▸ **Exercise brief**
State how many lines of the records contain the string "React". Give the number alone.

▸ **Rows**
┌──

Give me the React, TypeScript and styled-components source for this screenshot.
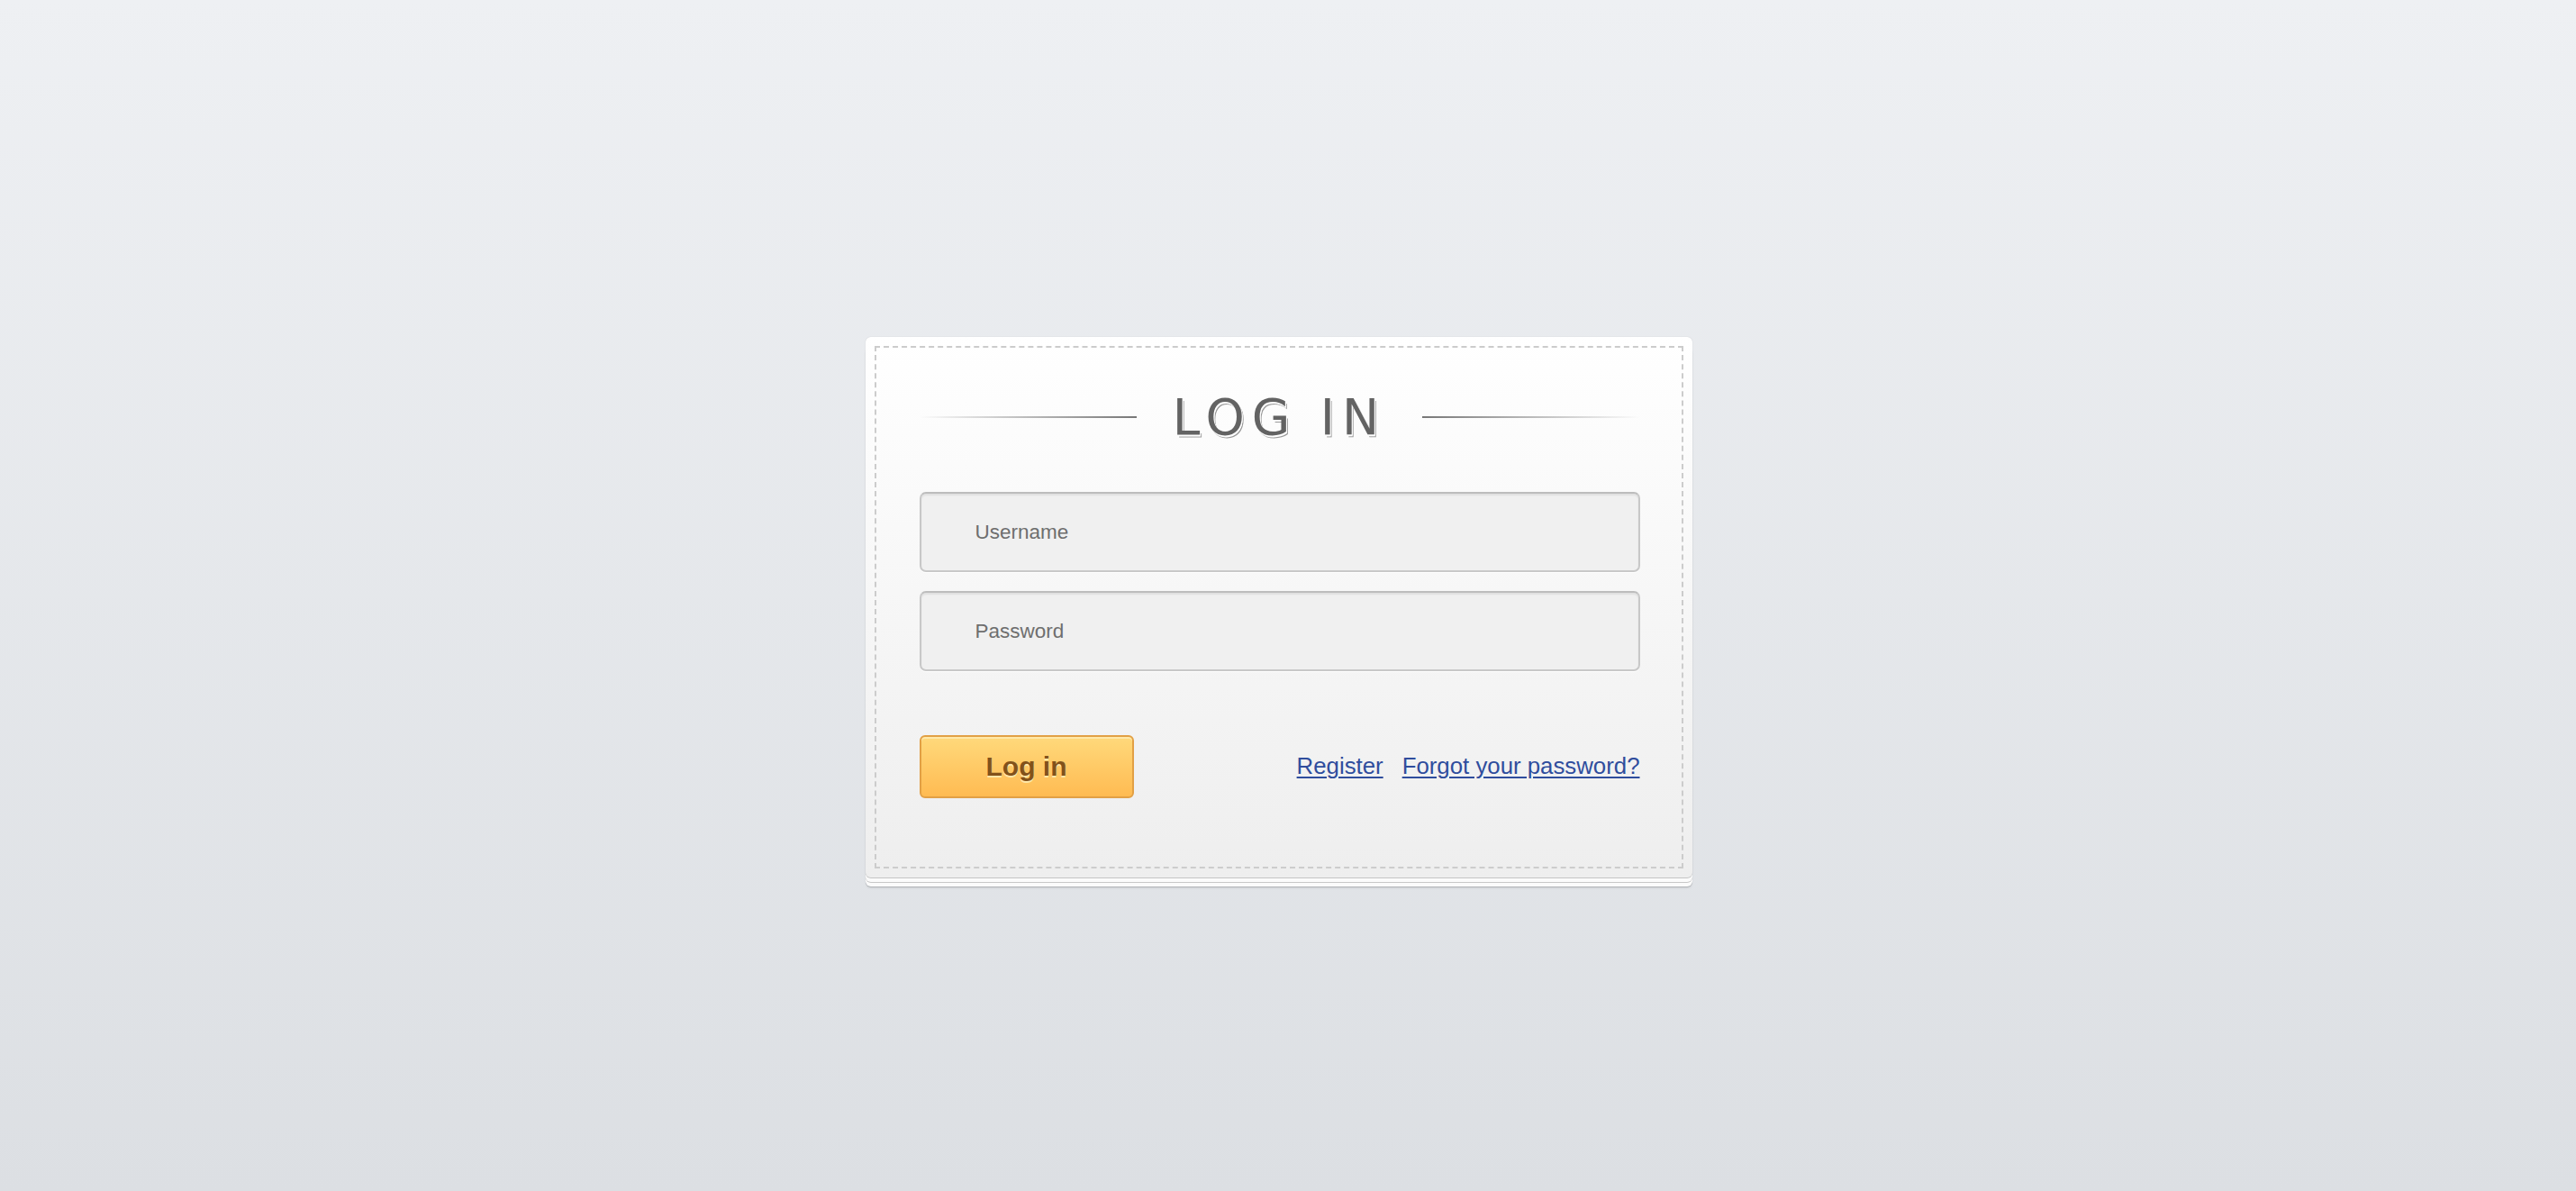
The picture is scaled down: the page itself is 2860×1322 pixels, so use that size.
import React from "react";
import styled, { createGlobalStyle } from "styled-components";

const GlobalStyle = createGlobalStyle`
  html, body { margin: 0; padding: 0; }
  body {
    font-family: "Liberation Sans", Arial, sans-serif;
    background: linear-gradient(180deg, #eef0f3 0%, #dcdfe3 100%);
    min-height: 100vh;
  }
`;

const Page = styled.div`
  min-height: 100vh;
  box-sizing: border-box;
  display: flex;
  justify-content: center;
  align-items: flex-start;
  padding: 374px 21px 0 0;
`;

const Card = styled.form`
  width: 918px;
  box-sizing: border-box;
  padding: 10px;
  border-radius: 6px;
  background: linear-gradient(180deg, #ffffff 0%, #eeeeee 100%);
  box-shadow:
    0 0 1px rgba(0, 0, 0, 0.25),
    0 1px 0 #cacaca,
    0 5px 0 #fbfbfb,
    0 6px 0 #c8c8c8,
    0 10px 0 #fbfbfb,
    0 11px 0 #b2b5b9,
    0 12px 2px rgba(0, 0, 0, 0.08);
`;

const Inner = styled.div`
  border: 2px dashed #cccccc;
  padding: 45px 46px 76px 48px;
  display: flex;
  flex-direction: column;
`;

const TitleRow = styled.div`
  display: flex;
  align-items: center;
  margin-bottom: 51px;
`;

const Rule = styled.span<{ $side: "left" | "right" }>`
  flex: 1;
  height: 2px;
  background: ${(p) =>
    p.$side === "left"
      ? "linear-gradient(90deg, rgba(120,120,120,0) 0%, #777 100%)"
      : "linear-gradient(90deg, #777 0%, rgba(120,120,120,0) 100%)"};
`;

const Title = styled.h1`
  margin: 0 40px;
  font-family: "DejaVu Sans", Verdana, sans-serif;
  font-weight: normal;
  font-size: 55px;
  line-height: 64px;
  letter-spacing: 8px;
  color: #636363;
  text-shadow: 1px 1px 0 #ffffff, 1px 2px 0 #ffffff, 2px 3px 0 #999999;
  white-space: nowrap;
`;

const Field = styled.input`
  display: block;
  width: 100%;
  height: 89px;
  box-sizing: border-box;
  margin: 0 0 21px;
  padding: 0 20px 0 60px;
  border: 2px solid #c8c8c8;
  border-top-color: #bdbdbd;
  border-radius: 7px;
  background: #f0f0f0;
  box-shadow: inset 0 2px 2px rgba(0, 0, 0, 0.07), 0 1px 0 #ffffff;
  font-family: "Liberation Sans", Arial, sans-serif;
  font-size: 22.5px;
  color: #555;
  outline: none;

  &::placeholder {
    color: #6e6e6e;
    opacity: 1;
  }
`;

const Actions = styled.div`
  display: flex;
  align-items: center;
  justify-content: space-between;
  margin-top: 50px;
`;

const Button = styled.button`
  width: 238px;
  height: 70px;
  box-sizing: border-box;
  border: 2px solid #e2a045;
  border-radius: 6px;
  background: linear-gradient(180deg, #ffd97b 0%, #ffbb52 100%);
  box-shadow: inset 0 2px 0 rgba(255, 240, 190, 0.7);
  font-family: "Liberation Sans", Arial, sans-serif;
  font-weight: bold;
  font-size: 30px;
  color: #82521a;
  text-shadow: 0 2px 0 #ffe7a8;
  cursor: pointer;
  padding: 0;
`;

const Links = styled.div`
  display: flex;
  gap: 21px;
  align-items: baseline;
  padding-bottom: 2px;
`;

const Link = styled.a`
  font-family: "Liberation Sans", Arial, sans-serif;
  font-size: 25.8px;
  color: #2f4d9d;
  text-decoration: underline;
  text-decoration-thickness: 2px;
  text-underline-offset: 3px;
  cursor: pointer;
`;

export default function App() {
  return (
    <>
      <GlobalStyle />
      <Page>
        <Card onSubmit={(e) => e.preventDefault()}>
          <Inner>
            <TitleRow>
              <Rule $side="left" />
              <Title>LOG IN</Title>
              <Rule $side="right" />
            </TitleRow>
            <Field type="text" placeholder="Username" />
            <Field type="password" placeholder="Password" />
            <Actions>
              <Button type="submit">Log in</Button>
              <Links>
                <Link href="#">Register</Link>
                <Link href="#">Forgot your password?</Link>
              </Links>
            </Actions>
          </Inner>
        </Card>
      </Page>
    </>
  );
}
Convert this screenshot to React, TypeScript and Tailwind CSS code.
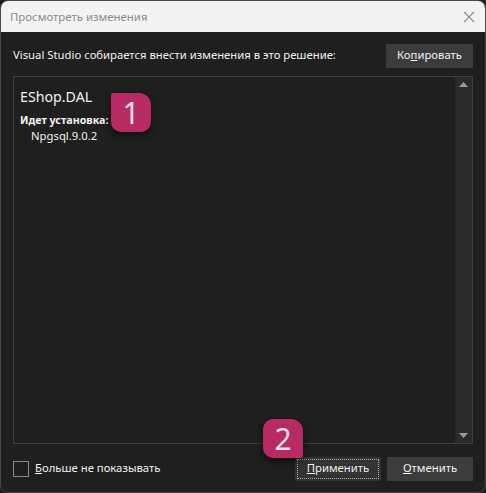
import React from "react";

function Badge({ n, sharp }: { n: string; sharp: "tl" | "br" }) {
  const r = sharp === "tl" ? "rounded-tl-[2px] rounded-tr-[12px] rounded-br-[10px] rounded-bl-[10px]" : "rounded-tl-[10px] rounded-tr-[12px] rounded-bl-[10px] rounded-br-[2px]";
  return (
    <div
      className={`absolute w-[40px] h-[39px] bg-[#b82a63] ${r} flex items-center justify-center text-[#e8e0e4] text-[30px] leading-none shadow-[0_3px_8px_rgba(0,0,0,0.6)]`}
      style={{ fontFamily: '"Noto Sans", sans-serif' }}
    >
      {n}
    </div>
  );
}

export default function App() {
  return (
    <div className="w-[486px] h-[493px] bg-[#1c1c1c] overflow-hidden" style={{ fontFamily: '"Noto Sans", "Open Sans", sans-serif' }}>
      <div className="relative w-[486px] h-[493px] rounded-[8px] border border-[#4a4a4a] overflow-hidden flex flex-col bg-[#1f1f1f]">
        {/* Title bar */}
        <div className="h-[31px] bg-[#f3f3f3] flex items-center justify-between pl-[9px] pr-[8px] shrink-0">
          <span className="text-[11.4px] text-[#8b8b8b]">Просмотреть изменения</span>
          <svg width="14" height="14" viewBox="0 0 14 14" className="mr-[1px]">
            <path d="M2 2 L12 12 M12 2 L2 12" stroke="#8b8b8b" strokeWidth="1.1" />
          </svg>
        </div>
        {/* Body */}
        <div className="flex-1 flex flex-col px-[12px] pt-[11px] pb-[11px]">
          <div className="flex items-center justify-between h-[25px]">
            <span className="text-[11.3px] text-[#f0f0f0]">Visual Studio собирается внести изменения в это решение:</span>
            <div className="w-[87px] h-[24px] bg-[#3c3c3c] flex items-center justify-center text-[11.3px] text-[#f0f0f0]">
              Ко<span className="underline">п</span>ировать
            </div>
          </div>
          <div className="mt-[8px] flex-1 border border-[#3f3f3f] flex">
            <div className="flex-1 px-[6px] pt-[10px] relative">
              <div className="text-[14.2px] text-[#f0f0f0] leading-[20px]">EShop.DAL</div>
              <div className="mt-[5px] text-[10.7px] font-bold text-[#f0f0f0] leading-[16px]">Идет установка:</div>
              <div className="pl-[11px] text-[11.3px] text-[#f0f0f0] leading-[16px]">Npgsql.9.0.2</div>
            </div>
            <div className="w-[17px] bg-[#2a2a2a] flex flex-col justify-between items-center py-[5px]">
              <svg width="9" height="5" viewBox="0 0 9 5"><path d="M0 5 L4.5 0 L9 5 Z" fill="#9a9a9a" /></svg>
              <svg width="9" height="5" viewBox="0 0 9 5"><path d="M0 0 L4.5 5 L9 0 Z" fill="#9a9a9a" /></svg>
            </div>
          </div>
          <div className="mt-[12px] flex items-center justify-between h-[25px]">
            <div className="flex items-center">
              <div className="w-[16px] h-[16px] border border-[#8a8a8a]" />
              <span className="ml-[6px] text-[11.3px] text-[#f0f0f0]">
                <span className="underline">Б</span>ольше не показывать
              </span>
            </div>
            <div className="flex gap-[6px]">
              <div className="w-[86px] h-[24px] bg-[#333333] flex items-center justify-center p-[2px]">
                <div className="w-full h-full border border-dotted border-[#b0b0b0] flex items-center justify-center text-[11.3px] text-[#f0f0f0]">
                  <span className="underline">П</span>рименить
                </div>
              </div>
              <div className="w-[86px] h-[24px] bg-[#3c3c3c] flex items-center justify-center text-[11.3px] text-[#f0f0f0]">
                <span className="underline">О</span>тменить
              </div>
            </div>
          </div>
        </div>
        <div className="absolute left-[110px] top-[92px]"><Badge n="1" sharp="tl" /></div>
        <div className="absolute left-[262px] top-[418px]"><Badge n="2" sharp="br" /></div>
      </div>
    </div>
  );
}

└──

▸ **Response to the task**
4